Segmind Adopts Serverless GPU Training
RunPod customer at Segmind on GPU serverless platforms for AI model deployment
Serverless training turns GPU spend from a rent bill into a utility bill. For a company like Segmind, fine tuning jobs arrive in bursts, often tied to a customer asking for a custom image style or LoRA, so keeping a dedicated GPU alive between jobs wastes money. Running training only when a job starts lets Segmind match compute cost to actual demand, the same way it already handles spiky inference traffic.
-
Segmind is not doing giant foundation model training here. It is mostly doing image LoRA fine tuning for customer specific themes, which is exactly the kind of short lived workload that benefits from spin up, run, and shut down economics instead of always on GPUs.
-
The provider decision is not just about the cheapest GPU second.
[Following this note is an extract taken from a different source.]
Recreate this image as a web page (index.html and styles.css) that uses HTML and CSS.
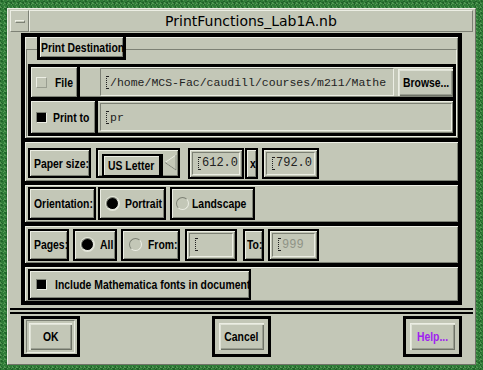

RunPod won because it combined low per second pricing with a wide range of GPU memory sizes, from 16GB up to 180GB VRAM, so Segmind can fit each model to the smallest workable machine and avoid overpaying.
-
This also explains the split in the market. Platforms like Segmind sell a simple API and charge per use, while infrastructure players like RunPod, Modal, and Replicate sell the underlying autoscaling GPU layer. The closer the workload is to bursty experiments and custom fine tuning, the more serverless infrastructure becomes the natural default.
Going forward, more of AI training will separate into two lanes. Large continuous training will stay on reserved clusters, while the long tail of fine tuning, batch jobs, and customer specific model customization will move to serverless systems that charge only while work is running. That shift favors providers with broad GPU supply, fast cold starts, and simple deployment workflows.